General Electric is involved in nearly every area of the clean energy market: solar engineering, wind manufacturing and development, LED lighting, distributed natural gas, metering and submetering, and grid analytics are just some of its major touch points.
It's also a dominant force in conventional generation, monitoring 1,600 gas and steam turbines that represent nearly one-quarter of the world's power plants.
With such a diverse array of energy assets under its control, GE has become a prodigious producer and consumer of data. Energy engineers at the conglomerate's remote monitoring center are analyzing ten times more data today than they were five years ago -- bringing new insights, while also creating new complications for the data-crunching infrastructure.
The energy market is just one piece of GE's total business, which also includes healthcare, aviation and rail transportation, manufacturing, mining and water processing. As GE expands the industrial internet and uses sensors to track the performance of everything it builds, the company is generating thousands of terabytes of data for customers.
But even a mighty giant like GE is having a hard time keeping up with it all.
“Big data is growing so fast that it is outpacing the ability of current tools to take full advantage of it,” said GE's Vice President of Software Bill Ruh in a statement about the company's new approach to data.
That's why GE made a $105 million equity investment in Pivotal, a big data analytics firm, in April of last year. Over the last sixteen months, the two companies have been working on a new way of sifting through that growing pool of information. And today, they announced the result: a "data lake."
A data lake, enabled by the open-source software Hadoop, is simply a collection of information in its raw format. Rather than process the data and file it away in a rigid way, GE and Pivotal are storing it in its original form and sifting through it when needed.

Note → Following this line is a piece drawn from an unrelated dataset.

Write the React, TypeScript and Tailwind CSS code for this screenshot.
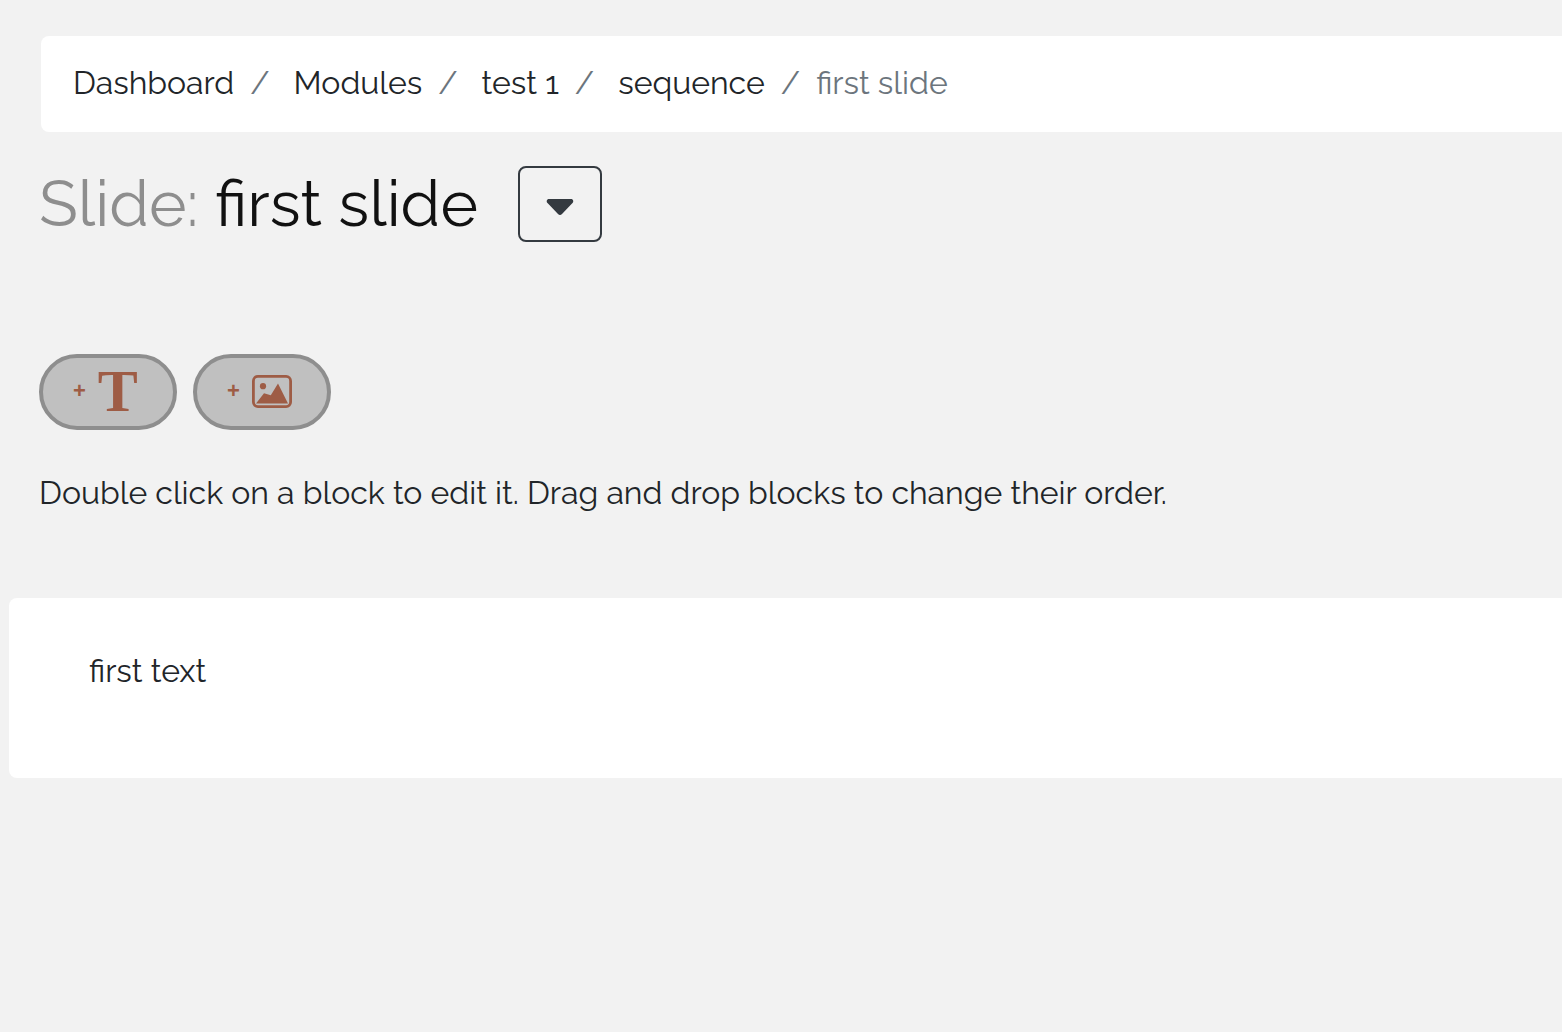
const crumbs = [
  { label: "Dashboard", href: "#dashboard" },
  { label: "Modules", href: "#modules" },
  { label: "test 1", href: "#test-1" },
  { label: "sequence", href: "#sequence" },
];

function Breadcrumb() {
  return (
    <nav aria-label="Breadcrumb" className="ml-0.5 rounded-l-lg bg-white px-8 pt-[23px] pb-[25px]">
      <ol className="flex whitespace-nowrap">
        {crumbs.map((crumb) => (
          <li key={crumb.label} className="mr-6 flex gap-4 nth-4:mr-4">
            <a href={crumb.href}>{crumb.label}</a>
            <span aria-hidden="true" className="text-[#6c757d]">/</span>
          </li>
        ))}
        <li aria-current="page" className="text-[#6c757d]">first slide</li>
      </ol>
    </nav>
  );
}

const pill =
  "flex h-[76px] items-center gap-3 rounded-full border-4 border-[#8e8e8e] bg-[#c0c0c0] pr-[35px] pb-0.5 pl-[30px] text-[#9e5c45]";
const plus = "font-['Liberation_Sans',sans-serif] text-[22px] leading-6 font-bold";

function PictureIcon() {
  return (
    <svg width="40" height="33" viewBox="0 0 40 33" fill="currentColor" aria-hidden="true">
      <rect x="1.4" y="1.4" width="37.2" height="30.2" rx="4.5" fill="none" stroke="currentColor" strokeWidth="2.8" />
      <circle cx="11" cy="11.2" r="3.1" />
      <path d="M4 28.4 12 18.2 18.8 20.2 26 8.6 36 28.4Z" />
    </svg>
  );
}

export default function App() {
  return (
    <main className="min-h-screen overflow-hidden bg-[#f2f2f2] pt-9 font-['Raleway','Lato',sans-serif] text-[32px] leading-[48px] text-[#212529]">
      <div className="pl-[39px]">
        <Breadcrumb />

        <div className="mt-[34px] flex items-center gap-10">
          <h1 className="text-[64px] leading-[76px] text-[#111111]">
            <span className="text-[#8e8e8e]">Slide:</span> first slide
          </h1>
          <button
            type="button"
            aria-label="Slide options"
            className="flex h-[76px] w-[84px] items-center justify-center rounded-lg border-2 border-[#343a40] pt-1.5 text-[#343a40]"
          >
            <svg width="28" height="18" viewBox="0 0 28 18" fill="currentColor" aria-hidden="true">
              <path d="M3 1H25C27.2 1 28 3.5 26.5 5L16 16C14.8 17.3 13.2 17.3 12 16L1.5 5C0 3.5.8 1 3 1Z" />
            </svg>
          </button>
        </div>

        <div className="mt-28 flex gap-4">
          <button type="button" aria-label="Add text block" className={pill}>
            <span className={plus}>+</span>
            <span className="font-['Liberation_Serif',serif] text-[60px] leading-[66px] font-bold">T</span>
          </button>
          <button type="button" aria-label="Add image block" className={pill}>
            <span className={plus}>+</span>
            <PictureIcon />
          </button>
        </div>

        <p className="mt-[39px]">
          Double click on a block to edit it. Drag and drop blocks to change their order.
        </p>
      </div>

      <section className="mt-[81px] ml-[9px] rounded-l-lg bg-white px-20 pt-[49px] pb-[83px]">
        <p>first text</p>
      </section>
    </main>
  );
}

GE says it can process information 2,000 faster and ten times cheaper than traditional methods -- reducing analysis run times from months to days or even minutes.
Dave Bartlett, the CTO of GE's aviation business, gave a very helpful -- and biologically specific -- description of the data lake:
Bartlett, who studied biology and ecosystems before he jumped into computer science, uses a biological metaphor to describe the data lake concept. “A data lake is like a pond in the woods -- a richly diverse ecosystem,” he says. “You have complex food webs composed of millions of organisms, from algae and plants all the way up to top predators. Other factors such as water depth, available oxygen, nutrient levels, temperature, salinity and flow create the context of an intricate, interconnected ecosystem. If you throw a line in the water, you never know what you will catch. It is an exciting place to fish! The questions and analytical opportunity are almost limitless.”
"On the other hand,” he says, “a more traditional database is more like a fish farm where all the species have been preclassified and fed the same diet and health supplements. Some intensive tanks even employ biosecurity measures -- a [significant] contrast from the rich, open natural ecosystem. If you throw a line in the water here, you have a pretty good idea of what you will catch! While useful, it has more limitations as to what it can teach us.”
GE's "fishing pole" will be its Predix software, the company's analytics platform connecting devices to the industrial internet.
So far, the data lake is only being used for airlines. GE has analyzed 15,000 flights for its customers, and plans to scale up to 10 million flights by next year. But the method will eventually be expanded to all its major industries, including energy.
The possibilities are endless, given GE's deep reach into energy infrastructure. For example, as the company moves into the grid analytics space and sells software for managing outages, understanding customer behavior and monitoring demand, GE could potentially gain an advantage by offering this kind of analytics service. The data-crunching method also has potential for better understanding energy use in commercial buildings, manufacturing plants and within the home.